:: INPUT RECORDS
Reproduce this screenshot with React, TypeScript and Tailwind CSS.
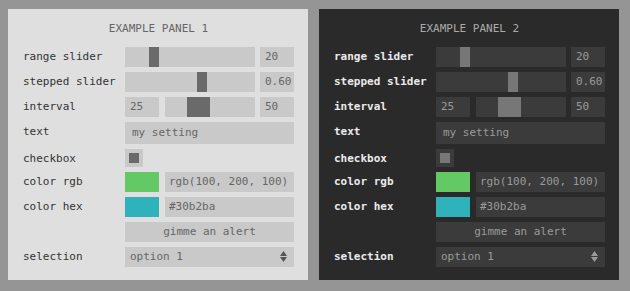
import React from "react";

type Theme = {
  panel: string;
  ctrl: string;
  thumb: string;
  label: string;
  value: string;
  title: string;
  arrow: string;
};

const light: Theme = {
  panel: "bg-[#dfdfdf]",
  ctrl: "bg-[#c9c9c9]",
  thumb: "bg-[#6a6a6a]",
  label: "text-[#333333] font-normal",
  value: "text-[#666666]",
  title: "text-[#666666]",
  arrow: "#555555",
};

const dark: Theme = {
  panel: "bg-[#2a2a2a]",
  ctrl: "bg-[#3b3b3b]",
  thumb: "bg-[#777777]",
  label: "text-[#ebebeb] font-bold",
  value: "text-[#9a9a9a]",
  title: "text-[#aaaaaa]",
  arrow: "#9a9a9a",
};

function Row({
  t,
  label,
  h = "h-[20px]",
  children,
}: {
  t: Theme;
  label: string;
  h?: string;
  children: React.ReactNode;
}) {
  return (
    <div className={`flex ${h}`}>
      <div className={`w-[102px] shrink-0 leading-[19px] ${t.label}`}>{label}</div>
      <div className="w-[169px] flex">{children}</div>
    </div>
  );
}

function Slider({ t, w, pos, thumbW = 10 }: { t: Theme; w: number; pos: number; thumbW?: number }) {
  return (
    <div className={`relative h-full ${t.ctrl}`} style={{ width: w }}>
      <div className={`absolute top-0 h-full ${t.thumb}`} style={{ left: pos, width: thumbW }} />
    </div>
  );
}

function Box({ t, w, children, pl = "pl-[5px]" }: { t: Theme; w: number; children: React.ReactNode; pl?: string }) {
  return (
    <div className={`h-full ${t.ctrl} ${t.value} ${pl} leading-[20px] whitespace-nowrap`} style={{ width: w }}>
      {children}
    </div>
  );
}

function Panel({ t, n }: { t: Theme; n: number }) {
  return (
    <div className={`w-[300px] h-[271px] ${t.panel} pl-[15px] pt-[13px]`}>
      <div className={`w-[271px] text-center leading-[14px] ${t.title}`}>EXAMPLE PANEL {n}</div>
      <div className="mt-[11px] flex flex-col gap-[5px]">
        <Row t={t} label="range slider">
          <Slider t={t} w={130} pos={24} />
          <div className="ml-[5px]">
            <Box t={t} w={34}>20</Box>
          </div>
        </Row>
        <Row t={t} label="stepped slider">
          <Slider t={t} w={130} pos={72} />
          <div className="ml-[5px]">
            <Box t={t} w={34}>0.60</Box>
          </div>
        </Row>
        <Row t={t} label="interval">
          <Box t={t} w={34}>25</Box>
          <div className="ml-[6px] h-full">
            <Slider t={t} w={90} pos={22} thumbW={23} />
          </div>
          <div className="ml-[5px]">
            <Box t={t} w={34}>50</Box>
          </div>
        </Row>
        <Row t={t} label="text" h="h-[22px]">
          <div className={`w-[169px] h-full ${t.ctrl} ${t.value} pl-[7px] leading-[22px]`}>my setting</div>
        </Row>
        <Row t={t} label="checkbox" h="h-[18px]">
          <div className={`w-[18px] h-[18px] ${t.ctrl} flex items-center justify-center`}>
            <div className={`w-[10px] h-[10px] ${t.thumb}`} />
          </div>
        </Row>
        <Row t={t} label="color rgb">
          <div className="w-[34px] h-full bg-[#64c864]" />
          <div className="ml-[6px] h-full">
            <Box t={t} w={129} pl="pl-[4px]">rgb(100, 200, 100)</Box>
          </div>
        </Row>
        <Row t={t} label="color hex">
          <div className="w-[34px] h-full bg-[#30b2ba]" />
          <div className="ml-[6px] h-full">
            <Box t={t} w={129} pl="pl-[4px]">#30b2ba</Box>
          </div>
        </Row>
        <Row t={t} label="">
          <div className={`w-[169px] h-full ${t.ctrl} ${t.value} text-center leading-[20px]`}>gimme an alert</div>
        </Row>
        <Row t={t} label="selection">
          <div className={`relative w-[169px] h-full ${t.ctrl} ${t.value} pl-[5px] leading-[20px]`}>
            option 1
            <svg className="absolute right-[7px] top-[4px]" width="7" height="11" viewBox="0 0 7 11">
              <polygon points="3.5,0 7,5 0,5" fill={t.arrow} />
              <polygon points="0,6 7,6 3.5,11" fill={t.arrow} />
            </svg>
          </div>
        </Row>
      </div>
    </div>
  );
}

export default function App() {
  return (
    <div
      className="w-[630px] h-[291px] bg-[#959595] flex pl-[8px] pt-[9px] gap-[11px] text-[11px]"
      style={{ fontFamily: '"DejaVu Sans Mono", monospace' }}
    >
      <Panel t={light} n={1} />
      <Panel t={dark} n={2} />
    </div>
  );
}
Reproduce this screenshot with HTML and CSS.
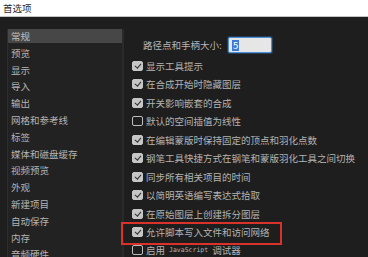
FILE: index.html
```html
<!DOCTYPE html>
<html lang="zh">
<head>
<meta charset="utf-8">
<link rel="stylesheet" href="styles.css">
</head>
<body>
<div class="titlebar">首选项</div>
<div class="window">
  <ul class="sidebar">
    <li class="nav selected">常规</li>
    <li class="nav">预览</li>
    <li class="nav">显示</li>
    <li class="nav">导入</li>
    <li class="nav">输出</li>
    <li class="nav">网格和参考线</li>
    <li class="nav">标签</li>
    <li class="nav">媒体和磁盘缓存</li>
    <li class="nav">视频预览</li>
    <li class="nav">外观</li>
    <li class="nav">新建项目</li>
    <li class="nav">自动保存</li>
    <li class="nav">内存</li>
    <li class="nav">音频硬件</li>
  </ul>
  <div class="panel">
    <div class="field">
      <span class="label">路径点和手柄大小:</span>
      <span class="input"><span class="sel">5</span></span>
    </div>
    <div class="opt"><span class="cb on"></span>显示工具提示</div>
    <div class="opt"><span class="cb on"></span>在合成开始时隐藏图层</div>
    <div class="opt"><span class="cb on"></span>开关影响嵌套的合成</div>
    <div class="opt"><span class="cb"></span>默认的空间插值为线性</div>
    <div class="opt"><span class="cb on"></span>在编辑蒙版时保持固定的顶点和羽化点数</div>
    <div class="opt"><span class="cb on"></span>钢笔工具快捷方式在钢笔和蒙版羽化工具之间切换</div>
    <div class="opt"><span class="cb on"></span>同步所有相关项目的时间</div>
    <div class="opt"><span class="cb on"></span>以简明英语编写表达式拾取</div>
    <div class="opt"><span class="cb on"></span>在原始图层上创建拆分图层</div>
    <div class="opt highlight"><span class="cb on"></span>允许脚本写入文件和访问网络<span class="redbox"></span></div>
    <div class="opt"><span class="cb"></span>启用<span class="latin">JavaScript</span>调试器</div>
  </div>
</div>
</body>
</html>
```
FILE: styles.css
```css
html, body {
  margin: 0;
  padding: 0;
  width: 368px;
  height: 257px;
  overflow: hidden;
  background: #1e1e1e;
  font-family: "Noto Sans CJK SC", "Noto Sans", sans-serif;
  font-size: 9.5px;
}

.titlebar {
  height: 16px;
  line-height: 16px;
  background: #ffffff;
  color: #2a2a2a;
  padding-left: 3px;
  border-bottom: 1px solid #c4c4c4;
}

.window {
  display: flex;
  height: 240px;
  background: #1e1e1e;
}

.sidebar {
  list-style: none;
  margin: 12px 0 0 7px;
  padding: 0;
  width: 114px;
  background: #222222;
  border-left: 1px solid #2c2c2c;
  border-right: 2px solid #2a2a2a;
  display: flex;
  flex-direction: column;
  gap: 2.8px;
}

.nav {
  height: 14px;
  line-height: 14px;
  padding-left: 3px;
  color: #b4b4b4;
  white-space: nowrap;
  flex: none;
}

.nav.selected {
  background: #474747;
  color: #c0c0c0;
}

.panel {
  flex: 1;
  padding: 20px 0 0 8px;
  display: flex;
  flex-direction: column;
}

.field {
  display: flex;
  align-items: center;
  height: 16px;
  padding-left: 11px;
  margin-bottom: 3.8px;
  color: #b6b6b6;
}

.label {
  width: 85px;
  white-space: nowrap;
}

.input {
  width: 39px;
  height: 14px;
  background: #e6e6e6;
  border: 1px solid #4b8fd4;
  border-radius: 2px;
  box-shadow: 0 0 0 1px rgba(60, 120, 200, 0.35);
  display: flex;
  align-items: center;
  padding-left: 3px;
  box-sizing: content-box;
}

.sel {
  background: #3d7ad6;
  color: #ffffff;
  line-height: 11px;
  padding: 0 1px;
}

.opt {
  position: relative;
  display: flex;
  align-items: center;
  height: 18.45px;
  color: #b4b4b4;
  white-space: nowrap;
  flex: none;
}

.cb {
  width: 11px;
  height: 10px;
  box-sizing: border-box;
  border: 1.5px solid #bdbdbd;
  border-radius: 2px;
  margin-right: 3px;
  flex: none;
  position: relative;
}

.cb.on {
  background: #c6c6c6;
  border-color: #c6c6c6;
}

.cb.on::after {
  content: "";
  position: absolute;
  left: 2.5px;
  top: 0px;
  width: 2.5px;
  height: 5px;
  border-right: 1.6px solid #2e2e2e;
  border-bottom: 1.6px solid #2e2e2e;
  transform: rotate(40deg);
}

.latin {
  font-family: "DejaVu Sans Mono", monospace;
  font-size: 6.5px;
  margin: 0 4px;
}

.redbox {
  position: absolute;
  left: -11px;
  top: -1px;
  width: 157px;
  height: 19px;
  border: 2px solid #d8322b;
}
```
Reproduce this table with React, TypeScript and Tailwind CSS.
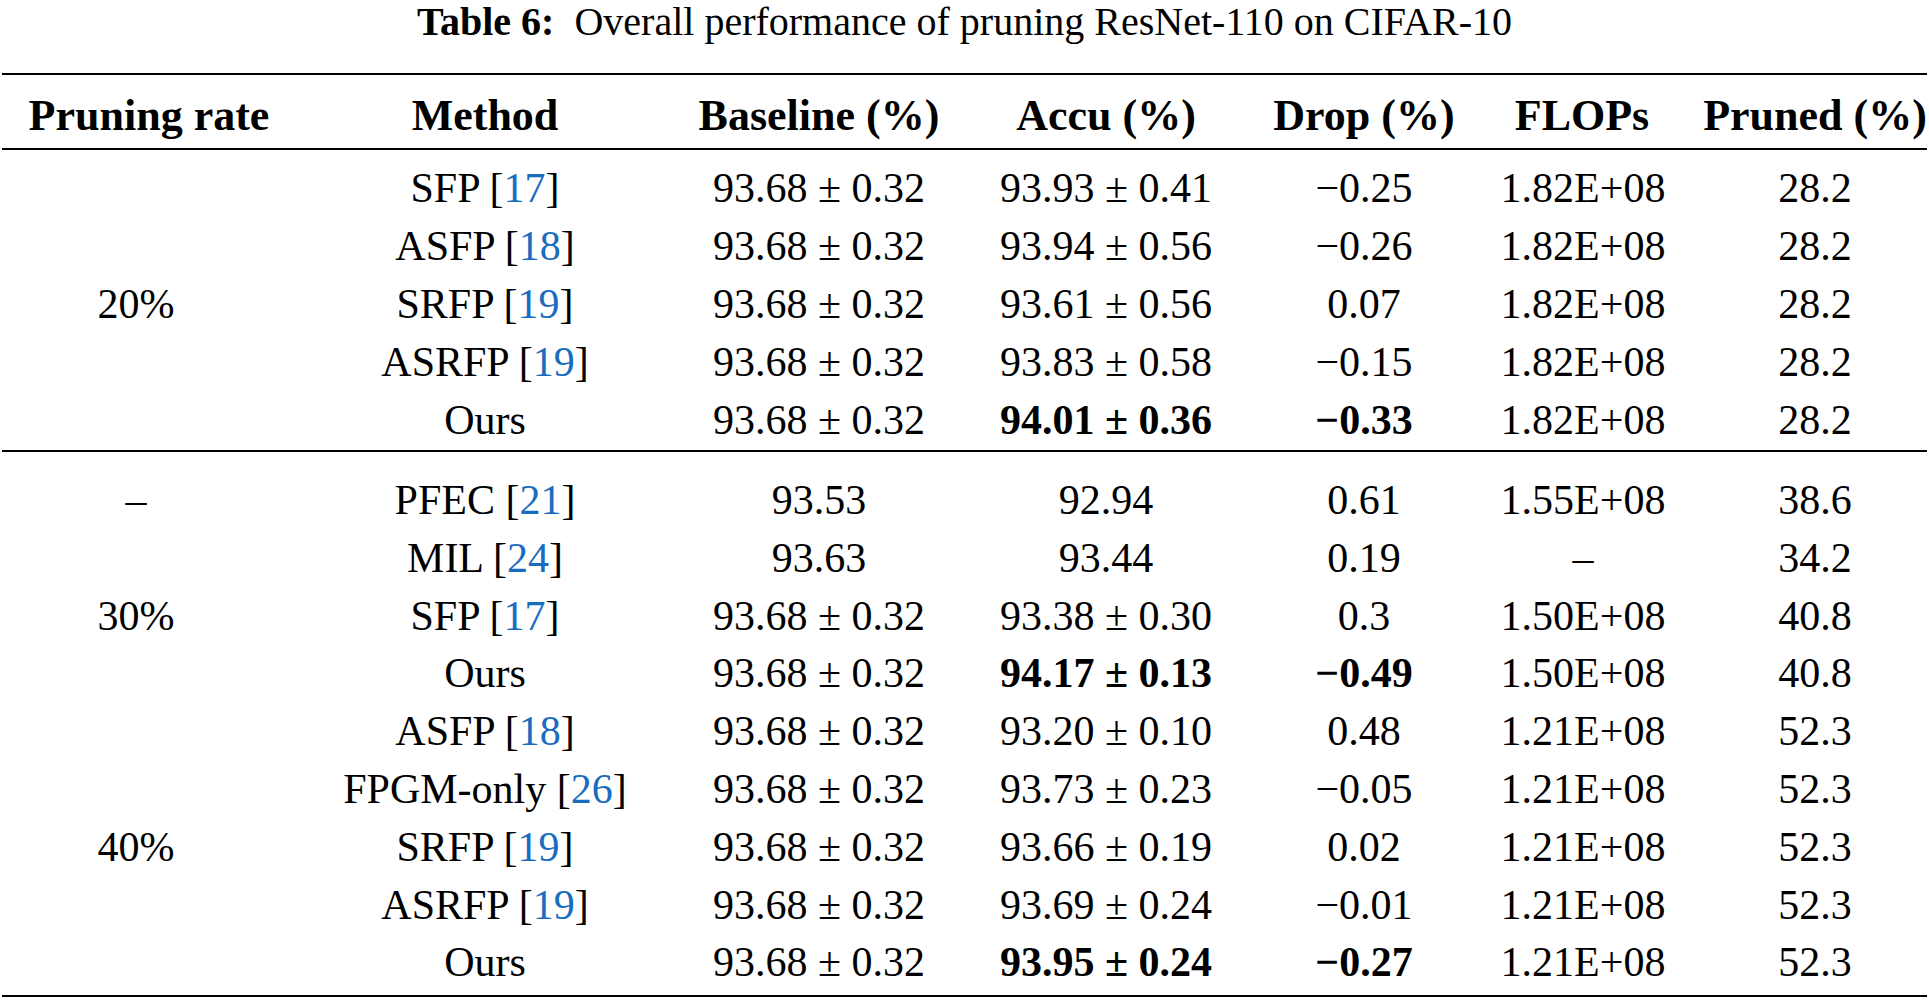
::::
_THE REQUEST_
Only lines with the word "Tailwind" are wanted, so copy each one from the records.

_RESULT OF THE TASK_
Reproduce this screenshot with React, TypeScript and Tailwind CSS.
Reproduce this table with React, TypeScript and Tailwind CSS.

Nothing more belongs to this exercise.